When to Choose Dry vs Water
If your party falls in the shoulder seasons or evenings cool quickly, a dry combo unit beats a water slide. Kids can play longer without shivering, and parents stay happier. If you do choose a water slide outside high summer, run it in short “splash sessions” and switch to dry play in between. Towels become part of the decor; stack them in your theme colors in baskets with a small sign.
On hot days, water is unmatched. A waterslide or a combo with a splash pool changes the feel of the whole event. Run sunscreen reminders into your announcements. Add a shaded towel station and a place for wet shoes. Keep the landing zone free of loose decor and electrical cords. If you are working in a small yard, a compact water slide can still deliver big grins without dominating the space.
Handling Mixed Ages Without Chaos
Every family party has a cousin gap. The trick is giving each group moments of ownership. Schedule age windows. Fifteen minutes for littles in the bounce house, then twenty for big kids on the obstacle course, then an all-ages window for the water slide. Announce the rotation as part of the theme story. “Royal Court hours: Pages first, then Knights, then a Grand Procession for all.”
If you only have one inflatable, place a separate activity nearby that naturally attracts the group not currently bouncing. Giant bubbles, sidewalk chalk, or an easy craft keep the energy balanced. You avoid the pileup at the entrance and the awkward negotiations between six-year-olds and thirteen-year-olds.
Quick Host Checklist for a Smooth Day
- Measure your space and send photos to your rental company so they can confirm fit and access. Ask for the exact power and water requirements and test outlets the day before. Plan shade for lines and seating, and set a clear path for wet feet if you have a water slide. Create a friendly rules sign that matches your theme and post it at kid height. Assign one helper as the point person for the inflatable so you can mingle, take photos, and enjoy your event.
Real-World Anecdotes That Save Headaches
A backyard pirate party with a dual-lane slide once slowed to a crawl because the grass around the landing turned to mud. Tarps helped, but we solved it fully by adding a rubber mat path from slide to towel station, then to a seating zone. That small change doubled throughput, since kids were not tiptoeing around puddles.

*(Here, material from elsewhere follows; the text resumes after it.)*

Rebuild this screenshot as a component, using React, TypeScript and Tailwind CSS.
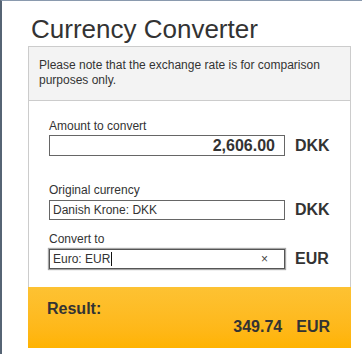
import React from 'react';

function Field({
  label,
  value,
  unit,
  align = 'left',
  tall = false,
  focused = false,
}: {
  label: string;
  value: string;
  unit: string;
  align?: 'left' | 'right';
  tall?: boolean;
  focused?: boolean;
}) {
  return (
    <div>
      <div className="text-[12px] leading-[15px] text-[#333]">{label}</div>
      <div className={(tall ? 'mt-[1px] ' : 'mt-[2px] ') + 'flex items-center'}>
        <div
          className={
            'w-[236px] flex items-center bg-white ' +
            (tall ? 'h-[21px] ' : 'h-[20px] ') +
            (focused
              ? 'border border-[#555] shadow-[0_0_1px_1px_rgba(0,0,0,0.35)] '
              : 'border border-[#666] ') +
            (align === 'right' ? 'justify-end pr-[9px]' : 'pl-[3px] pr-[3px]')
          }
        >
          {align === 'right' ? (
            <span className="text-[16px] leading-[18px] font-bold text-[#333]">{value}</span>
          ) : (
            <>
              <span className="text-[12px] leading-[16px] text-[#333] flex items-center">
                {value}
                {focused && <span className="ml-[1px] inline-block w-px h-[14px] bg-[#111]" />}
              </span>
              {focused && <span className="ml-auto mr-[13px] text-[12px] leading-[16px] text-[#444]">×</span>}
            </>
          )}
        </div>
        <span className="ml-[10px] text-[16px] leading-[18px] font-bold text-[#333]">{unit}</span>
      </div>
    </div>
  );
}

export default function App() {
  return (
    <div className="w-[362px] h-[354px] bg-white border-l-2 border-t border-l-[#566474] border-t-[#8a9aae] font-['Liberation_Sans',Arial,sans-serif] text-[#333] overflow-hidden">
      <h1 className="pl-[29px] pt-[12px] text-[26px] leading-[32px] text-[#333]">Currency Converter</h1>
      <div className="ml-[26px] mt-[1px] w-[323px] border border-[#ccc] border-b-0">
        {/* note */}
        <div className="h-[54px] bg-[#f3f3f3] border-b border-[#ccc] pl-[10px] pt-[11px] text-[12px] leading-[15px] text-[#333]">
          Please note that the exchange rate is for comparison
          <br />
          purposes only.
        </div>

        {/* form */}
        <div className="pl-[20px] pt-[18px] pb-[18px]">
          <Field label="Amount to convert" value="2,606.00" unit="DKK" align="right" tall />
          <div className="mt-[27px]">
            <Field label="Original currency" value="Danish Krone: DKK" unit="DKK" />
          </div>
          <div className="mt-[12px]">
            <Field label="Convert to" value="Euro: EUR" unit="EUR" focused />
          </div>
        </div>

        {/* result */}
        <div className="h-[61px] -ml-px -mr-px bg-gradient-to-b from-[#fdc232] to-[#ffb300] pl-[19px] pr-[21px] pt-[13px]">
          <div className="text-[16px] font-bold leading-[18px] text-[#333]">Result:</div>
          <div className="flex justify-end text-[16px] font-bold leading-[18px] text-[#333]">
            <span>349.74</span>
            <span className="ml-[14px]">EUR</span>
          </div>
        </div>
      </div>
    </div>
  );
}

At a space-themed school carnival, we ran a 40-foot inflatable obstacle course as “astronaut training.” The line moved too fast for the volunteer photographers. We solved it by placing a “finish line” banner where kids paused for half a beat. Photos improved, and the principal later used those shots in the newsletter. Sometimes the best adjustments are for pacing, not for play.
At a fairytale party, the host worried the castle bounce house felt too pink for the coed group. We laid neutral banners and used a crown-and-shield mix for favors. The play stayed balanced, and the boys loved guarding the “drawbridge” while the girls ran the “royal relay.” It is rarely the inflatable that limits your theme, but the small choices around it.

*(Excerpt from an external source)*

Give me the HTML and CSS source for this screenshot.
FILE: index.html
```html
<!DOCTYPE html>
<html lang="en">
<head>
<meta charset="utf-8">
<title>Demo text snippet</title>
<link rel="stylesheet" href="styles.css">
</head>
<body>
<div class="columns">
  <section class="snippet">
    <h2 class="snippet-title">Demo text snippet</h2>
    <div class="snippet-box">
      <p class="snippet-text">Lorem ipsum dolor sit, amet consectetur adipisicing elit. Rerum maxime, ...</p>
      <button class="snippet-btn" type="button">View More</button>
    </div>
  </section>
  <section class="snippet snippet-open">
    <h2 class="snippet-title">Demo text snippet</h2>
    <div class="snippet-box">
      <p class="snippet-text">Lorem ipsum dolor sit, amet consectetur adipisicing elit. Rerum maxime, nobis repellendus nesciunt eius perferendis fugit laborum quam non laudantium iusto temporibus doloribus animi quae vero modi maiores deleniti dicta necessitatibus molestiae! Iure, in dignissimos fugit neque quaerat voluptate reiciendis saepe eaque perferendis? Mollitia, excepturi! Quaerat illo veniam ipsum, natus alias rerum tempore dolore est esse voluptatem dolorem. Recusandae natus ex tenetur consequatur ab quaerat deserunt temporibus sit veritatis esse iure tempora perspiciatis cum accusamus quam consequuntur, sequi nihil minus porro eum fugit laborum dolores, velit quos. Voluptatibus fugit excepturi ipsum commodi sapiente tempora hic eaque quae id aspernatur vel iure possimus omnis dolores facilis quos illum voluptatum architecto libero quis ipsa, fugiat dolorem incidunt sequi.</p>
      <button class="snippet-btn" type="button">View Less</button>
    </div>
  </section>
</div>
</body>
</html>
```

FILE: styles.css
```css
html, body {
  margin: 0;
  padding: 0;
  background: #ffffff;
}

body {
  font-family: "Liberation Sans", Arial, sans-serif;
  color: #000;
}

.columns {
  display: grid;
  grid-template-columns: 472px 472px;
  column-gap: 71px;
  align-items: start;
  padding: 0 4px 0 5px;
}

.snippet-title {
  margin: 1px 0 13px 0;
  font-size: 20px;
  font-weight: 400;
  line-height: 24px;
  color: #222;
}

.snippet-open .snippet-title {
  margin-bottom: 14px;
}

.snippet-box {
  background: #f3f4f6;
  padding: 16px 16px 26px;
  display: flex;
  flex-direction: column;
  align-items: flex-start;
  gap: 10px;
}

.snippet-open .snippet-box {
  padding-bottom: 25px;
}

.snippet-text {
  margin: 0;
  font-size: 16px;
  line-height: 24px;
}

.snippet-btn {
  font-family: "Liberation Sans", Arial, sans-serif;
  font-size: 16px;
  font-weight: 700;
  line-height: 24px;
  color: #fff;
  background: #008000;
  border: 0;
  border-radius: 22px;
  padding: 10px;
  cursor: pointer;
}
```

A Few Themes That Punch Above Their Weight
Carnival
Even a plain bounce house works if you add red and white stripes to the food table, a few game booths, and a prize bucket. An inflatable obstacle course becomes the “main attraction.” Cheap tickets add playful friction and control traffic.
Beach Day
A water slide and a small sand area, plus tropical Discover more paper garlands. Keep it breezy. Give kids a simple pail-and-shovel challenge to build a sandcastle in five minutes. The slide provides the energy, the sand provides focus.
Construction Zone
A neutral-colored bounce house with caution tape accents, cones, and toy trucks nearby. An obstacle course becomes the “worksite.” Hardhat party hats are cheap and fun. This theme looks sharp in photos without needing character licensing.
Winter Wonderland, Even in Summer
A white-and-blue bounce house or a light-colored combo unit, bubble machine, and cool treats. Water slide rental becomes the melting glacier. If it is actually winter and you are indoors, use a dry unit with snowflake projections on the wall. Kids buy into the mood quickly.
Superhero City
A bounce house with a skyline backdrop, plus a photo banner near the entrance where kids choose a cape. Turn the obstacle course into “training.” The trick is to make the training challenges laughably doable so every kid feels like a hero.
Working With Your Rental Company Like a Pro
Share your theme early, and ask what units match it visually and functionally. Good operators often have hidden gems in their inventory that are not featured on the homepage. Ask for lead times. Themed bounce house options book out weeks ahead in peak season. If you have your heart set on a particular piece, lock it in early.
Confirm delivery windows and access. Gate width matters for heavy units. If the installers need to roll a 400-pound dolly through a narrow side yard, clear the path. Pets should be secured, sprinklers marked or turned off, and cars moved to free the driveway. When installers see you thought ahead, they return the favor with small extras like the best angle for shade or a tighter tarp layout.
At pickup, do a quick walk-around. If you rented a water slide, run a hand through the pool to check for toys or jewelry. Gather towels, clean up small trash, and thank the crew. The easiest repeat bookings are the ones where both sides left smiling.
The Payoff: Photographs and Memory
Themed parties stick in kids’ minds because they feel like a story they lived inside. The bounce house, the water slide, the inflatable games, the obstacle course, all become chapters. Parents remember the little logistics you handled that kept things smooth: shaded lines, a dry path, quick rotations, a friendly rules sign that fit the theme.
When the last guest leaves, you want to feel like the day ran itself. A strong theme helps, but the real magic comes from matching that theme to the right inflatable and running the flow with small, thoughtful choices. Do that, and your yard becomes a world, your photos look like a magazine spread, and your guests text you later asking for your rental contact.
A themed bounce house is not just a prop. It is the engine of your party, pulling kids into play and giving your theme a heartbeat. Pick with care, layer around it lightly, and let the jumps, splashes, and races do the storytelling.